Father John Misty’s presence – the re-invented Joshua Tillman, once Fleet Foxes’ drummer – wrapped the voice of Elton John in the sexuality of Barry Gibb, but in cricket trousers and patterned shirt which kept coming untucked. He twitched his hips, backstepped, crouched, shook his hair all out, clamped his long fingers to his face, and sang songs about his adopted Los Angeles from the vantage point of his Laurel Canyon retreat, while a couple of girls next to me shouted ‘Take your pants off! Show us your dick!’
As I peered up at Gaslight Anthem on Sunday afternoon playing a set of songs made of satisfying chord progressions, the loops of cables under the stage canopy began stirring in the wind, making the rope ladders twitch, the rear-projection screen yaw and the lighting trusses swing. Soon, hats were being blown across the grass, paper plates emptied of tortilla chips and the plastic covering of the Sahara tent was billowing. A silk rainbow-dyed sarong clung to a girl’s legs in the wind. The fountain in the Rose Garden shed sheets of water across the pathway. The sun became a baleful blob in the sky. The mountains disappeared in dust.
The wind buffeted the microphones stationed in front of the inaudible orchestra brought on for the 20th anniversary of Wu-Tang Clan’s debut album.
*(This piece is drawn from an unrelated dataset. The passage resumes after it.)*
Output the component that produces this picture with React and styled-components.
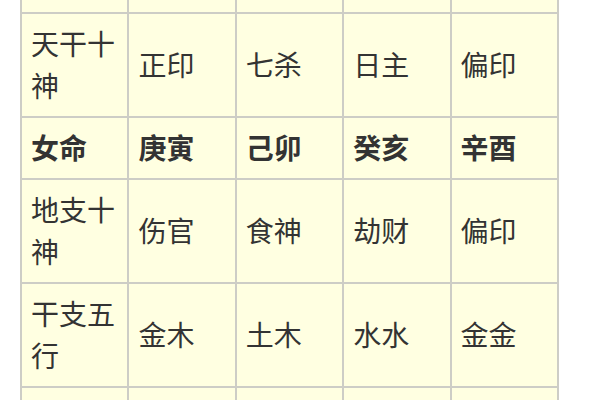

I sheltered deep in the crowd but became trapped in what turned out to be a quasi-rally, with insignia and salutes, while the Clan brought out a series of songs as if they were taking turns at charades. Maybe my disrespect was evident. A hand came down to swat me on the crown of my hat as I tried to squeeze back out.
By the time I managed to escape and was walking with my jacket pulled closed in front, back to my car, blinking from the flying grit, people were going about with bandanas tied to their faces, some wearing swimming masks. The lights pointing up into the flailing palm trees round the chain link fence turned into shining columns of dust.
It was as if a giant scuttle was slinging ash into the now-demonically active propellers of the Cabazon wind farm blasting it deep into the Coachella Valley. I got to my car with gritted eyes and a stinging face. On the interstate back to the San Gorgonio Pass, powder snapped in sheets across the road. It slashed the bodywork and sizzled across the windows. The traffic slowed to ten miles an hour, all hazard lights pulsing in the haze. It’s at times like these that the scale of everything in the United States feels just dangerous.
Three hours later, the interstate was shining from drizzle, and the monstrous high-rises of downtown Los Angeles were looming into view.